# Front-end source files
┄┄┄┄┄┄
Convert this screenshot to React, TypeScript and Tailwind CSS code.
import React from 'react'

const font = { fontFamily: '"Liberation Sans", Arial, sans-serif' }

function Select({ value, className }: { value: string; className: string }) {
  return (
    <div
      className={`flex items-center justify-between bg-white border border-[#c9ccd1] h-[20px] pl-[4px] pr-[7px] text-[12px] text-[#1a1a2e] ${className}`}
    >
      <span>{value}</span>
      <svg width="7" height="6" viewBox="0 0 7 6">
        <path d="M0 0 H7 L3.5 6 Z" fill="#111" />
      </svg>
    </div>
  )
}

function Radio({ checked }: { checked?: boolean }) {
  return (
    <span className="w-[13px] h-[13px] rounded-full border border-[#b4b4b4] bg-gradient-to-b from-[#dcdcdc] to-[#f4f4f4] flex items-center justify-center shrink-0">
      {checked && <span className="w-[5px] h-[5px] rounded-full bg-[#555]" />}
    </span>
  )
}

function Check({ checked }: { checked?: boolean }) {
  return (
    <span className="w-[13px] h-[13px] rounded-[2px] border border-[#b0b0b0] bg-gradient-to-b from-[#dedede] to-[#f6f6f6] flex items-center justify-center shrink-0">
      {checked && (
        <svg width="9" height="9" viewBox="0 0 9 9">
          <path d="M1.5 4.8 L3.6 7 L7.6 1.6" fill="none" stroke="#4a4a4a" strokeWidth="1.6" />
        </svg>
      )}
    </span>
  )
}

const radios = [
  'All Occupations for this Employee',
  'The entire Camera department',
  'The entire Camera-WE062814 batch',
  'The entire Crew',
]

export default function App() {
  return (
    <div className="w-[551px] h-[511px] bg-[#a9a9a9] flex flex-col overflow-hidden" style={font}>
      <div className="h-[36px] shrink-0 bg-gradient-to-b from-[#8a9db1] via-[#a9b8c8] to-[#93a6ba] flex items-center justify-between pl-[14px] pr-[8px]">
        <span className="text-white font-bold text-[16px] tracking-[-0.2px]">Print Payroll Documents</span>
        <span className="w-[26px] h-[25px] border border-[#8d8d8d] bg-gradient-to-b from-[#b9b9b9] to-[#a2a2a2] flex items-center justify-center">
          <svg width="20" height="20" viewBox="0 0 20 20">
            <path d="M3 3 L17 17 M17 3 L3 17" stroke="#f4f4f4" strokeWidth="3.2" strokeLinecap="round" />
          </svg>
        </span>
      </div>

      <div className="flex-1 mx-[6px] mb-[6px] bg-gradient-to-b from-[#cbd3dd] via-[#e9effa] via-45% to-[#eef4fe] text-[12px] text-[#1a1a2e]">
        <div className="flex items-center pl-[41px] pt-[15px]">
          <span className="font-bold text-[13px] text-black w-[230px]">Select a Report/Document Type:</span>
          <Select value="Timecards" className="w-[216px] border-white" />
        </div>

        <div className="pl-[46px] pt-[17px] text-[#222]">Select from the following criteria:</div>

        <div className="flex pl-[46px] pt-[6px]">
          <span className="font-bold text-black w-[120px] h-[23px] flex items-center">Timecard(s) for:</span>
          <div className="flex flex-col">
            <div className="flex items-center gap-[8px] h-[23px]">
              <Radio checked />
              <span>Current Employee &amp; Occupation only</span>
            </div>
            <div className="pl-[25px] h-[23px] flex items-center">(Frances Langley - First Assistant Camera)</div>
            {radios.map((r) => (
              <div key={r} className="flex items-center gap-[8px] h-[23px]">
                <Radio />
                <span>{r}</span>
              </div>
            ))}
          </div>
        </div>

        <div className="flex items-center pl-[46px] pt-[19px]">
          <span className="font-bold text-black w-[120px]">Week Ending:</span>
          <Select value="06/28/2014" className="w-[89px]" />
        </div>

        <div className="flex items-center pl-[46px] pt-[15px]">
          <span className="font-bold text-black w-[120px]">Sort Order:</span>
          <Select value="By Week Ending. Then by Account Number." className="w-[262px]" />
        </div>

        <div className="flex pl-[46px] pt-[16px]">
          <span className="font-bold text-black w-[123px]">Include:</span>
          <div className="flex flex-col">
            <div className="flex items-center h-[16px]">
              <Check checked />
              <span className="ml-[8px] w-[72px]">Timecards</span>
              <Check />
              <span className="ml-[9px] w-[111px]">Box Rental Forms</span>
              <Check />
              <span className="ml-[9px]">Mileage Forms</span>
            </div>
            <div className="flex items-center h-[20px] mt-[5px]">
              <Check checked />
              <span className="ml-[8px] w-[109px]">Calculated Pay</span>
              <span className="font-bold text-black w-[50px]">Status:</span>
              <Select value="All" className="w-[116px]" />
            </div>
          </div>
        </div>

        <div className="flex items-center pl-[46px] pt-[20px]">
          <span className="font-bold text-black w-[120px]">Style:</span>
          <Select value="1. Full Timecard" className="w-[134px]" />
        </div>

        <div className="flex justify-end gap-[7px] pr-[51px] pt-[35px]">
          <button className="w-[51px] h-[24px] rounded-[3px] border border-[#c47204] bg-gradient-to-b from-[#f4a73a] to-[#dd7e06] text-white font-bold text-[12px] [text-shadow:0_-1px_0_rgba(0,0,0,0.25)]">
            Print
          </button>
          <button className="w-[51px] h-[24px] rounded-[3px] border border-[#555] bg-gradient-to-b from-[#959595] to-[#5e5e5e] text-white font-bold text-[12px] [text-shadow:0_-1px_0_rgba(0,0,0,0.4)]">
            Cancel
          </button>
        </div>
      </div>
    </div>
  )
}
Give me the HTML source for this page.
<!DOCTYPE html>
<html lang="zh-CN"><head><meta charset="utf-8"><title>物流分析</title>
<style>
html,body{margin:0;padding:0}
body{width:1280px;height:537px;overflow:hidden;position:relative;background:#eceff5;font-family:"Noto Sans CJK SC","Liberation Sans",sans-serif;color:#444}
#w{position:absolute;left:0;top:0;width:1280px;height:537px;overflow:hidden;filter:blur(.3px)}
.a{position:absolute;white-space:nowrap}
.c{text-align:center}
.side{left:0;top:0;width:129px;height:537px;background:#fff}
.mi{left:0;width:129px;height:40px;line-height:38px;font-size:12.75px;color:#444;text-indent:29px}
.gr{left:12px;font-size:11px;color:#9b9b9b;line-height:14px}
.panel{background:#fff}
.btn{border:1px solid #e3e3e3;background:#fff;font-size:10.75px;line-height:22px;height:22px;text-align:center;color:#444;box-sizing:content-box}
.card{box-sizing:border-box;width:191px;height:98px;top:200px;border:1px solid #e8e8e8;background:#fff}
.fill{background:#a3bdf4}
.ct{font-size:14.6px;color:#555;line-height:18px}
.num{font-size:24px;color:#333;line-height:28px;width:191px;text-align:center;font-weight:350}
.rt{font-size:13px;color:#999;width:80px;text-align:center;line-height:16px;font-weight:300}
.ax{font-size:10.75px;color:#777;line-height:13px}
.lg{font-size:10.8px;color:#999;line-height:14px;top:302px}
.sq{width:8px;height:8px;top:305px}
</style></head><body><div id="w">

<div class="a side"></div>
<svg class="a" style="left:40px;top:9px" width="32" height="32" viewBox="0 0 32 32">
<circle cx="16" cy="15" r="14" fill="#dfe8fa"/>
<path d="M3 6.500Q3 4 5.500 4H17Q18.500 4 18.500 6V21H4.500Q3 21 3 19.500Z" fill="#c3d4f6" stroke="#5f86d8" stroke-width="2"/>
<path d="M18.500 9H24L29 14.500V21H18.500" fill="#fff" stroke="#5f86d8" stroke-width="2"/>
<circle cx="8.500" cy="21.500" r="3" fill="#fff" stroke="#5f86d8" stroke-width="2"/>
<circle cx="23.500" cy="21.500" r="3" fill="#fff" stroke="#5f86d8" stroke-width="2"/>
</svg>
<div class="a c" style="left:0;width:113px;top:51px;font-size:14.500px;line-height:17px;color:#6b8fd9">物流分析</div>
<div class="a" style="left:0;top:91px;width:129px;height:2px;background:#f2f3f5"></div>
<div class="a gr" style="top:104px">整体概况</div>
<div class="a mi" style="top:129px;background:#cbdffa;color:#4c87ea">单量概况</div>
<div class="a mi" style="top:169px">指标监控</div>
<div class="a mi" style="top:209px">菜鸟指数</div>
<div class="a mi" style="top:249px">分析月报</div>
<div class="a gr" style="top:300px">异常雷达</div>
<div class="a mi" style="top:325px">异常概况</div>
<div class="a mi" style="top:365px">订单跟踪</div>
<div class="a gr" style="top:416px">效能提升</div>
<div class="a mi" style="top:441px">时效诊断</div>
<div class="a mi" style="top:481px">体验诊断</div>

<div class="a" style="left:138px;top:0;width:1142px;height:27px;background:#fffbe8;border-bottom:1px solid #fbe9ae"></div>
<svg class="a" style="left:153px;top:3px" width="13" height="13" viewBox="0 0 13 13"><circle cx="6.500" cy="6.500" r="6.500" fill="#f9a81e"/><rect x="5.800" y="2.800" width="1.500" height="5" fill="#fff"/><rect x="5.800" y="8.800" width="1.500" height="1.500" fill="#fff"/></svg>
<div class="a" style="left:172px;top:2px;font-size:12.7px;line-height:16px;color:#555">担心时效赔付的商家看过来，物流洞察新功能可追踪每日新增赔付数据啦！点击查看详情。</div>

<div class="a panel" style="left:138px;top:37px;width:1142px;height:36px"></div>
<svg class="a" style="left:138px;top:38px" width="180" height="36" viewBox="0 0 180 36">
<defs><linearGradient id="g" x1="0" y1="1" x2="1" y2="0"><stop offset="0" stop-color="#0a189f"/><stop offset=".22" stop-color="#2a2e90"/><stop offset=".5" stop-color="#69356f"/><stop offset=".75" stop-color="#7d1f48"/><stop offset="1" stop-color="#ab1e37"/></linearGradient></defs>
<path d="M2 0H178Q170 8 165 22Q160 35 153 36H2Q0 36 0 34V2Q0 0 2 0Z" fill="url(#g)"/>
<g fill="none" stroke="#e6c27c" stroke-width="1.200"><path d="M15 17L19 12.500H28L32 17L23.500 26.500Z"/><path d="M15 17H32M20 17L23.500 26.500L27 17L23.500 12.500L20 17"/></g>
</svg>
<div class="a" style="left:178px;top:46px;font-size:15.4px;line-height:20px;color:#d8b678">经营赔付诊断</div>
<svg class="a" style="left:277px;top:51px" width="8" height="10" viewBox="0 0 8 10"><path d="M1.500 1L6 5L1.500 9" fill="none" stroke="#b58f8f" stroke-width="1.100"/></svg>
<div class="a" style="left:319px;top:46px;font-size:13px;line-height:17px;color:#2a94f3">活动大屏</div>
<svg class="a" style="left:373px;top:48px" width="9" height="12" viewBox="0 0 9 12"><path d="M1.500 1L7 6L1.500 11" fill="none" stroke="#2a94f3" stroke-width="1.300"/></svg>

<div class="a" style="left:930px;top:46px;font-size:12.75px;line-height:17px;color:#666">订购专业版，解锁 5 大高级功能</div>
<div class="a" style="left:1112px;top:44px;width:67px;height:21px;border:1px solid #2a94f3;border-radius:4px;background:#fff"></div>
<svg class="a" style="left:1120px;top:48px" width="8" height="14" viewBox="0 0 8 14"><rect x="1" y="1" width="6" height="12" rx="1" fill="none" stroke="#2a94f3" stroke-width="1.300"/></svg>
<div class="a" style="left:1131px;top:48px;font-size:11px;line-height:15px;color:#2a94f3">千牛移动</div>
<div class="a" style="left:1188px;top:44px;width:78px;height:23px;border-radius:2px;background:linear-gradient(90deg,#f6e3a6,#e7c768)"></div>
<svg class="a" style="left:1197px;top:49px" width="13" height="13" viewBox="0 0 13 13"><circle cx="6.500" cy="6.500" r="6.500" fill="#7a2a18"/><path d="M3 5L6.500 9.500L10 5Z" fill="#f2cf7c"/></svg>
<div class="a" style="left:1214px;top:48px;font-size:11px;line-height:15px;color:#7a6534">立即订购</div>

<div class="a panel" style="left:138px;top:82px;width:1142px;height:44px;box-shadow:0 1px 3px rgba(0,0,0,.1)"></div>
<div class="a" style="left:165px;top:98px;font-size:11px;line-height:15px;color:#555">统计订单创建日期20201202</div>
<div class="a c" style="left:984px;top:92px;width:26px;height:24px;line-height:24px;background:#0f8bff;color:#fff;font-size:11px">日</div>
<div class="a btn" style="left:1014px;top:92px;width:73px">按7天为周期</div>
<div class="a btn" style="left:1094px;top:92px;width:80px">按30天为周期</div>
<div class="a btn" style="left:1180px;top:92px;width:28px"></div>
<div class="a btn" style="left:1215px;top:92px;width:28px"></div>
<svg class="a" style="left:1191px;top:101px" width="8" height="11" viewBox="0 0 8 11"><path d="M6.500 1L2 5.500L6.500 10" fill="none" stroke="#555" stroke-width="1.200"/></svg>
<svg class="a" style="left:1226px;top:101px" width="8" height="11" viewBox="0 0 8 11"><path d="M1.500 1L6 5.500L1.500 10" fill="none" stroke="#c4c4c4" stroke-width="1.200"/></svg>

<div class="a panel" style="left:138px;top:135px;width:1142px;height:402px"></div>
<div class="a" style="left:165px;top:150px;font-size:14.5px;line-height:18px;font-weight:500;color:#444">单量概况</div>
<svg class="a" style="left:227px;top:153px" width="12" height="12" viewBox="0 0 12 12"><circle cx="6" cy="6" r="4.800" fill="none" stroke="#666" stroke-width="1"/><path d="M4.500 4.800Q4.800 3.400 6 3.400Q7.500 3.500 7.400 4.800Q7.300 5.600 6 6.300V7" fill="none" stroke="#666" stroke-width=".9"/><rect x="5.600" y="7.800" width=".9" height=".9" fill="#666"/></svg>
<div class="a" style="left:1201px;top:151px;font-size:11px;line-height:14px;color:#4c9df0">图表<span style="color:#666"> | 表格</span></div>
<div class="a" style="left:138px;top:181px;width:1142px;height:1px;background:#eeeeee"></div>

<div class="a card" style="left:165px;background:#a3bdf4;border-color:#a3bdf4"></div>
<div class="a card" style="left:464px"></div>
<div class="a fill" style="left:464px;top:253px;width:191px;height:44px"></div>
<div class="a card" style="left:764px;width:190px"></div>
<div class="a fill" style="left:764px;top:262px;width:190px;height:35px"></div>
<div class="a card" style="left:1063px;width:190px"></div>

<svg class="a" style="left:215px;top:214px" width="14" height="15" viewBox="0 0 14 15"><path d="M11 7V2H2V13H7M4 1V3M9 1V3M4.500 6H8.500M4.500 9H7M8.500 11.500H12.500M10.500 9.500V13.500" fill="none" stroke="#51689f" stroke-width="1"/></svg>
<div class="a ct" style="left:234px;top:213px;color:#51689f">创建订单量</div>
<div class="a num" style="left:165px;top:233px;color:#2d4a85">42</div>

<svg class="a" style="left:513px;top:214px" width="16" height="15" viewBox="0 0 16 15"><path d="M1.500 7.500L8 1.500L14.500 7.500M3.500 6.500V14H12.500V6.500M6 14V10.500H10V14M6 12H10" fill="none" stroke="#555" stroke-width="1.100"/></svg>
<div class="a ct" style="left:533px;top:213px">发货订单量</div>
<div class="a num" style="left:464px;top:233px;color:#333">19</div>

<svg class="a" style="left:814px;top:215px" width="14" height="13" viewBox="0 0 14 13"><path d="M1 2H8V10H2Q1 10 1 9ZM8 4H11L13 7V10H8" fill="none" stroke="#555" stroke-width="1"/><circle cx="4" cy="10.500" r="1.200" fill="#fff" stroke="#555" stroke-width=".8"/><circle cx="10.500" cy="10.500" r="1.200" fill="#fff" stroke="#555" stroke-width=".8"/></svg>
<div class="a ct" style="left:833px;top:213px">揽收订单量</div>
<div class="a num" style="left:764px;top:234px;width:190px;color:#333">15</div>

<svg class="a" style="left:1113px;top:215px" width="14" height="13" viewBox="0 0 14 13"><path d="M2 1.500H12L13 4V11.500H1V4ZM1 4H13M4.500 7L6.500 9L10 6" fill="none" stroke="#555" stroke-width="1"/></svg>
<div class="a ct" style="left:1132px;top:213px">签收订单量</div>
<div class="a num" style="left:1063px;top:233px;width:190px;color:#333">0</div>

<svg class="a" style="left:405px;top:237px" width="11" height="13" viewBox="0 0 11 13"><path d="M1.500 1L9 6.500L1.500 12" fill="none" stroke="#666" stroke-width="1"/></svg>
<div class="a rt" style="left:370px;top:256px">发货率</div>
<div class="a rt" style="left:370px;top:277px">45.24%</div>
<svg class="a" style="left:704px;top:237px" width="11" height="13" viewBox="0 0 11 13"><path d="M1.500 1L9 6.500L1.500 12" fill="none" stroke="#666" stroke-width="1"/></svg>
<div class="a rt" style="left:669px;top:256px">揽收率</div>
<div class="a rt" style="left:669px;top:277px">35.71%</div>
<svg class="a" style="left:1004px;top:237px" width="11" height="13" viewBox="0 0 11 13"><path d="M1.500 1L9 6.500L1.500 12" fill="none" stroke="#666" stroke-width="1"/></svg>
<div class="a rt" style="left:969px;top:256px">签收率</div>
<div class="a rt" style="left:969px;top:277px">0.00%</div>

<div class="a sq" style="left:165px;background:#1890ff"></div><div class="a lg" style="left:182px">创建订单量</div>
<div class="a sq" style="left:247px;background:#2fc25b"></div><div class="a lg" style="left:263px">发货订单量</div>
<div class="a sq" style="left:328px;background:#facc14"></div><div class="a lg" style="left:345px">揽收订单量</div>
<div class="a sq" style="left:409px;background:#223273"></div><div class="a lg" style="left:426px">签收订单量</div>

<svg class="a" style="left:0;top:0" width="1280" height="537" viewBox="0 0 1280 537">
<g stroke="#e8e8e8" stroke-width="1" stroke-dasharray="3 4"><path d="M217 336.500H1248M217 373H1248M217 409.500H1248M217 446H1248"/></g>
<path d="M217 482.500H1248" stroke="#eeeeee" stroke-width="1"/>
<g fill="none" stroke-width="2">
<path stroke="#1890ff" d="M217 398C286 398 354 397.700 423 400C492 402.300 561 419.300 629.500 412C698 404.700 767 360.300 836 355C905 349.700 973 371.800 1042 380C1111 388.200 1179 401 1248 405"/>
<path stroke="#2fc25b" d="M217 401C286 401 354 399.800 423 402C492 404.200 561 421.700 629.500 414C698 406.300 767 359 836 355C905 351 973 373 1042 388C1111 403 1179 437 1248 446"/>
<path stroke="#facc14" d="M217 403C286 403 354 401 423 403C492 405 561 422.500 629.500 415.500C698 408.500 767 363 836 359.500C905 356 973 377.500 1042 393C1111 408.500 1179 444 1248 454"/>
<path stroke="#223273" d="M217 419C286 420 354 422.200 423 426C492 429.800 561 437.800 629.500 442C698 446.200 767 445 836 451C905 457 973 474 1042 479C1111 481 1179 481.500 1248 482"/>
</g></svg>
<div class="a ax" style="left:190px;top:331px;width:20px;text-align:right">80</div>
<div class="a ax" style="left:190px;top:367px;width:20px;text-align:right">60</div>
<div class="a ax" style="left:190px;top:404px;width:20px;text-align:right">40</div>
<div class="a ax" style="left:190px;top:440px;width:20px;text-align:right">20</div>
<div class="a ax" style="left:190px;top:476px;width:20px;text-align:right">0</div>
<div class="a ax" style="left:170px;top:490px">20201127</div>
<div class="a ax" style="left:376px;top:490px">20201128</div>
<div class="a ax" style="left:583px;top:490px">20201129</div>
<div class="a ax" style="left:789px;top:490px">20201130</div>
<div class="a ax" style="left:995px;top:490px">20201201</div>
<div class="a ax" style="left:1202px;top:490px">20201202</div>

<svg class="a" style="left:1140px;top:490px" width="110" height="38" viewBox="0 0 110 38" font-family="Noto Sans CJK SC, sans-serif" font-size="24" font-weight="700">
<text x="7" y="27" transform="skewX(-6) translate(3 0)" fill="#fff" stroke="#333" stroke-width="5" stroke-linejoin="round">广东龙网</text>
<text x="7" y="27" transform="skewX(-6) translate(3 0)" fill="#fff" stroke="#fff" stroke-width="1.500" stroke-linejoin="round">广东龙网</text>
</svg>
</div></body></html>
┄┄┄┄┄┄
# WHAT IS REQUIRED
Pick out every line holding the string "this" and return it.

# THE OUTPUT
Convert this screenshot to React, TypeScript and Tailwind CSS code.
  'All Occupations for this Employee',
Give me the HTML source for this page.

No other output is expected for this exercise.